▶ WHAT NEEDS TO BE DONE
Find each line with the string "React" and copy it.

------------------------------------------------------------------------

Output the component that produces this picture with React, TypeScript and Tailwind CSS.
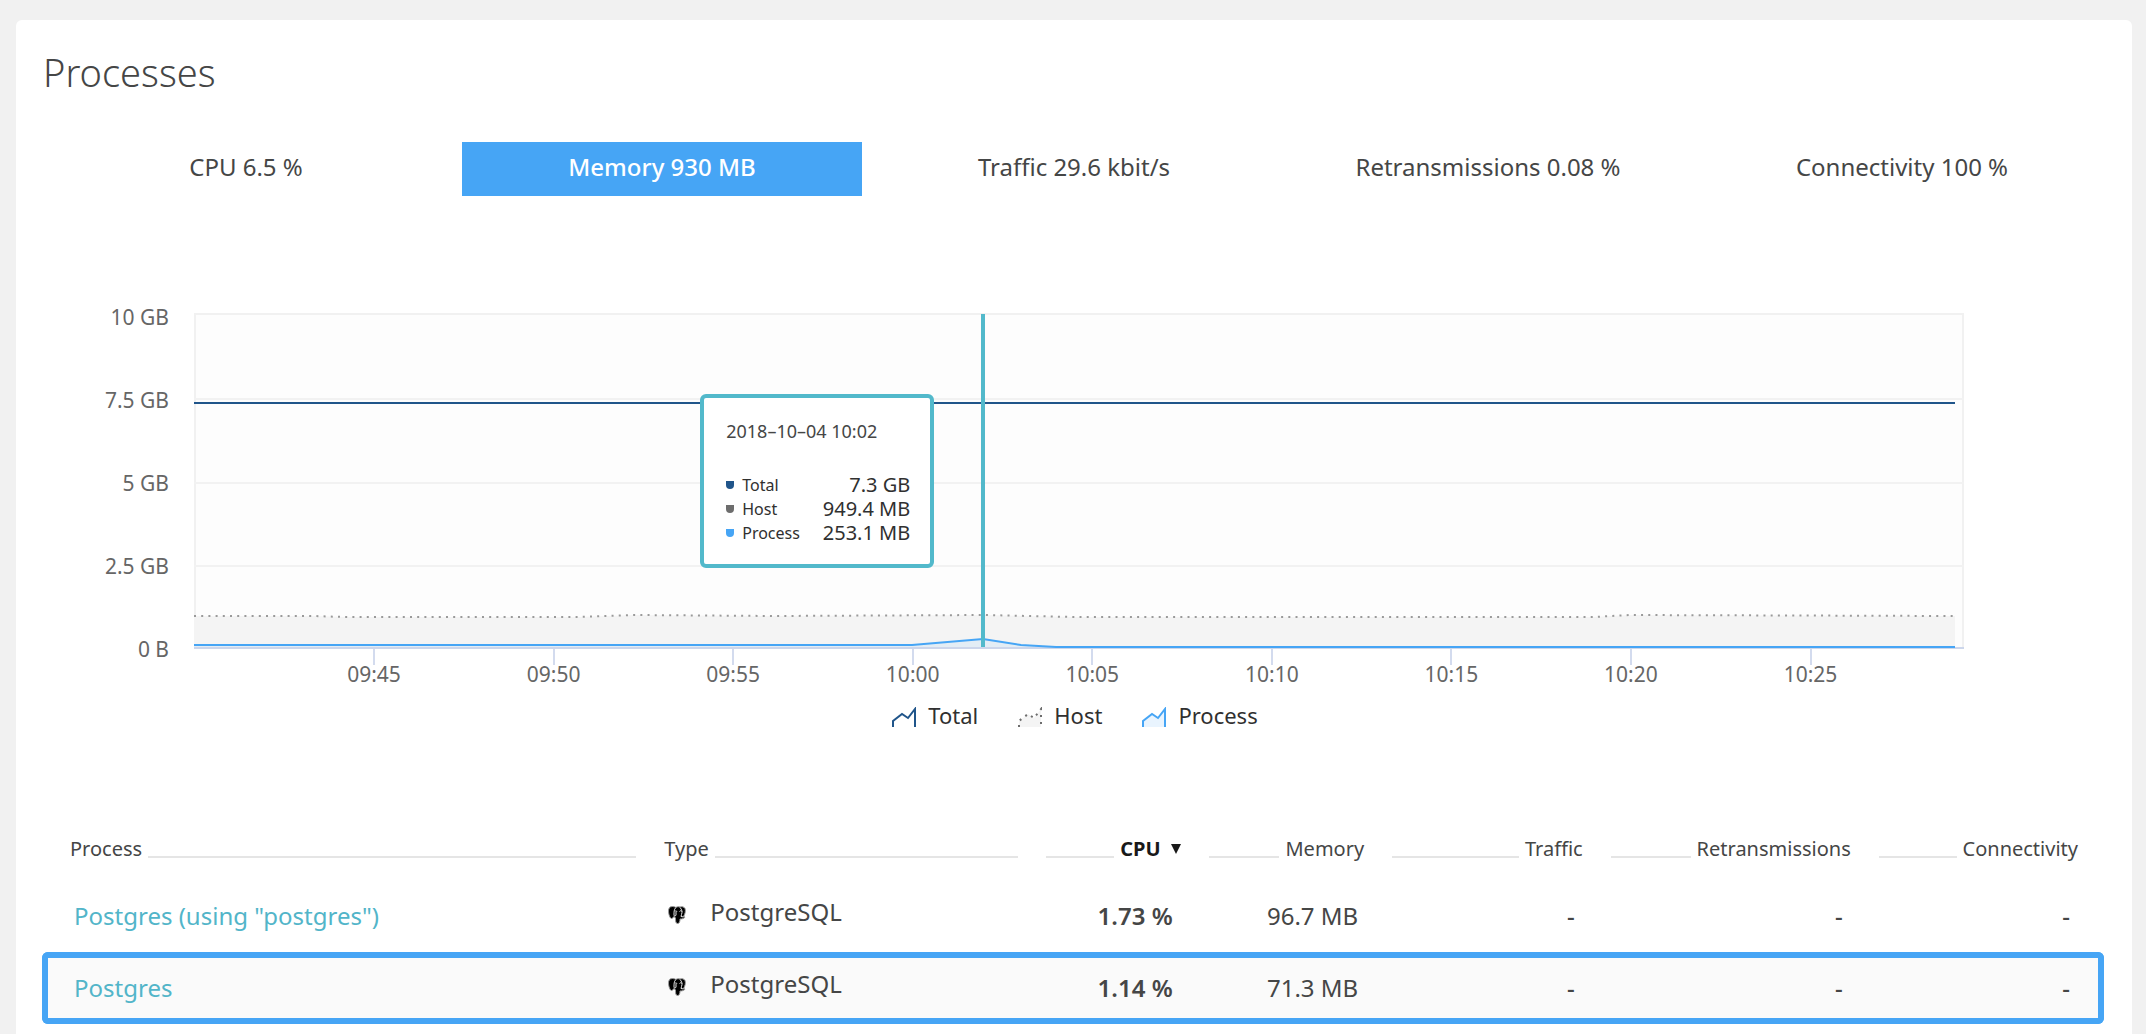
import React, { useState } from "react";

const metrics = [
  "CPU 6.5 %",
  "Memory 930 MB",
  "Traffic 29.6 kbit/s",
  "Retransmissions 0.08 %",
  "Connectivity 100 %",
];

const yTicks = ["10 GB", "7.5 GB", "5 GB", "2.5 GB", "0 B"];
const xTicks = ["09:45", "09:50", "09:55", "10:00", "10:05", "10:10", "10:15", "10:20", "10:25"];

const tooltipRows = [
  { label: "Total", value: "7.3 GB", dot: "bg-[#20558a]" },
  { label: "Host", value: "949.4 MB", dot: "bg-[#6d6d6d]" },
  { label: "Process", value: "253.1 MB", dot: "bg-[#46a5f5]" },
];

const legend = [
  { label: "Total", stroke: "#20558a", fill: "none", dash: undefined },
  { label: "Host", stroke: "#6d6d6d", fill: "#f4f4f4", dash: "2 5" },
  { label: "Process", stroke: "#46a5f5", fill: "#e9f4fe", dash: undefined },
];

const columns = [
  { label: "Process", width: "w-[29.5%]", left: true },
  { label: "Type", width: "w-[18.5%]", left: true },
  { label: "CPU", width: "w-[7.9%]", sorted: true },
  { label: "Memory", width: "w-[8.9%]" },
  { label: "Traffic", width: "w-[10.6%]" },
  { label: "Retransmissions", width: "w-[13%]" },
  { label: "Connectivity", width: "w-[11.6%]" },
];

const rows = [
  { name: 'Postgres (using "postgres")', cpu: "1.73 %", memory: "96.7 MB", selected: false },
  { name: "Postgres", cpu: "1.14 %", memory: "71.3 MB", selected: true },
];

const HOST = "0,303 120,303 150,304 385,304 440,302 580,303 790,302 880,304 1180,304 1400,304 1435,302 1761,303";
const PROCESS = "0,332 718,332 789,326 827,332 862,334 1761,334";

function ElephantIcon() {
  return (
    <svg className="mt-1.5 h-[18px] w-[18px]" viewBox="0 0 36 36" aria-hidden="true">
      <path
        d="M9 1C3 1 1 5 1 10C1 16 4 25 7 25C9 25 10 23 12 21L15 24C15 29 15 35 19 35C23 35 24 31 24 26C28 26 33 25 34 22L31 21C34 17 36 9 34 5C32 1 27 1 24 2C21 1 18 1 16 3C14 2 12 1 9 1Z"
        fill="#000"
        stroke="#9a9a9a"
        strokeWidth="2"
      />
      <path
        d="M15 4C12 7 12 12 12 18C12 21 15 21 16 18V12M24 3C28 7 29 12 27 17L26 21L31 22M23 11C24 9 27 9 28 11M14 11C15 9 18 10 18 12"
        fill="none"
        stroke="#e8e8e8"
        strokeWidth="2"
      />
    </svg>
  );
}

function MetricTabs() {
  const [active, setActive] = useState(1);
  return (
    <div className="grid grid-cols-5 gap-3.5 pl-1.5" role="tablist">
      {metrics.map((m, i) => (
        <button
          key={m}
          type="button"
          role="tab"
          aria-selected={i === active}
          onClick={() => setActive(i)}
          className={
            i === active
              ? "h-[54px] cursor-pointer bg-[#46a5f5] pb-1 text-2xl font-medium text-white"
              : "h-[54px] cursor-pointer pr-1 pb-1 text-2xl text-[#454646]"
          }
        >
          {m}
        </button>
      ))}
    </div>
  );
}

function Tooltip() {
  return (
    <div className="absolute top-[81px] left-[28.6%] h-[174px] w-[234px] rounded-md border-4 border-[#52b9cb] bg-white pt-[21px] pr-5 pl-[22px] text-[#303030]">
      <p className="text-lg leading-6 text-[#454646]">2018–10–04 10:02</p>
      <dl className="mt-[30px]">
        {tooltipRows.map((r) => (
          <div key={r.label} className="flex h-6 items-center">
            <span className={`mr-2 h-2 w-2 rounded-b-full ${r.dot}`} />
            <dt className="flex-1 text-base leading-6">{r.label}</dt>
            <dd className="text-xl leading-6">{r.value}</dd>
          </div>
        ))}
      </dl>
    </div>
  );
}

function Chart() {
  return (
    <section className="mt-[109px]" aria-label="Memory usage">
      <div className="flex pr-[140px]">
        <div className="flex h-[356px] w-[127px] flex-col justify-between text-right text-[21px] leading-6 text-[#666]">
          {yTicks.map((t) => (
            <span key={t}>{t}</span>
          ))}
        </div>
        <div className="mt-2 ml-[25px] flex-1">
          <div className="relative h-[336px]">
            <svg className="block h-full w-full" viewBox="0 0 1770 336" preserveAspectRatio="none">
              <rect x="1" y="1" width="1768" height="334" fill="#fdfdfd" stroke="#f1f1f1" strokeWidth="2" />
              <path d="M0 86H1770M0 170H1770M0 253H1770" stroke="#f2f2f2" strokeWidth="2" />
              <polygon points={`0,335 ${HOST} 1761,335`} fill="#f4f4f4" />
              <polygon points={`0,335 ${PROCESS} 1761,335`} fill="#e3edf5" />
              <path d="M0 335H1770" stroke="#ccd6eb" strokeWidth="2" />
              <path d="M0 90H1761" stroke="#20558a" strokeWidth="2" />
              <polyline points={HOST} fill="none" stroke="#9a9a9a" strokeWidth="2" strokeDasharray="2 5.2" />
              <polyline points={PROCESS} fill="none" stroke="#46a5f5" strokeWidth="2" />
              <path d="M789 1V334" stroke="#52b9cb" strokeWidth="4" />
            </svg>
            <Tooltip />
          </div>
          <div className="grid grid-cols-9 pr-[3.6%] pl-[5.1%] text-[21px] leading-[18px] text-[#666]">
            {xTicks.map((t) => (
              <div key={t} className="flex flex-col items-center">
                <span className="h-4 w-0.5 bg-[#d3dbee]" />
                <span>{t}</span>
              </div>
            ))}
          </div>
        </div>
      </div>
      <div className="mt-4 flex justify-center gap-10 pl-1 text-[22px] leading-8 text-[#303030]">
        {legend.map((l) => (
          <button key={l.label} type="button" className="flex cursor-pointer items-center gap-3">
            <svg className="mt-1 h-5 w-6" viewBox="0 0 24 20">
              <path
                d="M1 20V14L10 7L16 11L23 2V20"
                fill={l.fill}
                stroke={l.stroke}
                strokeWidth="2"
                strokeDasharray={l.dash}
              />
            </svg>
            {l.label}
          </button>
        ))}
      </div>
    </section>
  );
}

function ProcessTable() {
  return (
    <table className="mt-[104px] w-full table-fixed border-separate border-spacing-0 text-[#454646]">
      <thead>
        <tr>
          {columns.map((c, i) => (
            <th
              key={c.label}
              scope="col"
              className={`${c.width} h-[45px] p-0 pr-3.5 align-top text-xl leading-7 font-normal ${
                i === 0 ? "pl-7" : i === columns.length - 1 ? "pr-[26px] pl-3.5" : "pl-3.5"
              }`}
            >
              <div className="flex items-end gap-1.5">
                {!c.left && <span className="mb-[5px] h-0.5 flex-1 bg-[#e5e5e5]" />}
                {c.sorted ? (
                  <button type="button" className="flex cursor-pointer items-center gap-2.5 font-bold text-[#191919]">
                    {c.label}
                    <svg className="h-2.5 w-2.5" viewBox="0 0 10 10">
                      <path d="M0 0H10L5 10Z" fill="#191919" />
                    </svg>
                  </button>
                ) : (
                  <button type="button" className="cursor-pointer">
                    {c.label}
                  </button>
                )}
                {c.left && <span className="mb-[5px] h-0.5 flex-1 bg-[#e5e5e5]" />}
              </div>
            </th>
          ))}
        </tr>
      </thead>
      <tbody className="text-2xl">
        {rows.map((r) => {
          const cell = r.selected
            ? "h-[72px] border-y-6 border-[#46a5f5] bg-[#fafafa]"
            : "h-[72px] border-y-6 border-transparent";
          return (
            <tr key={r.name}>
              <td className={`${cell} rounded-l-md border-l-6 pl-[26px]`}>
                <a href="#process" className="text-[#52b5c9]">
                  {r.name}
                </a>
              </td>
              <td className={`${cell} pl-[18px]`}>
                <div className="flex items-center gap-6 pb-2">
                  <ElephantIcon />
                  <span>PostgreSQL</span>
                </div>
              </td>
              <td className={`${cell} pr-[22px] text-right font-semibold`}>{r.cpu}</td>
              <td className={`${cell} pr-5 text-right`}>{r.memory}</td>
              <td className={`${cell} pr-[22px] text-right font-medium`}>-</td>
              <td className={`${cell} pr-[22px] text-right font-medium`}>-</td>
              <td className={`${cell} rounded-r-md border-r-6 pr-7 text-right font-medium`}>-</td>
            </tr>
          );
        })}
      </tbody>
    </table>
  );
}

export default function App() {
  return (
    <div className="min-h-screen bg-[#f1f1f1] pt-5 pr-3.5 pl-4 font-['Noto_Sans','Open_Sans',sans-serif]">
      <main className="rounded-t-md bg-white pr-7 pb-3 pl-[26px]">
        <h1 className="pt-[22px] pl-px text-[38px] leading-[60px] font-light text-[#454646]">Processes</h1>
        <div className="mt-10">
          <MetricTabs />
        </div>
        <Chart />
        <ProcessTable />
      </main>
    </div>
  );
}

------------------------------------------------------------------------

▶ EXERCISE ANSWER
Output the component that produces this picture with React, TypeScript and Tailwind CSS.
import React, { useState } from "react";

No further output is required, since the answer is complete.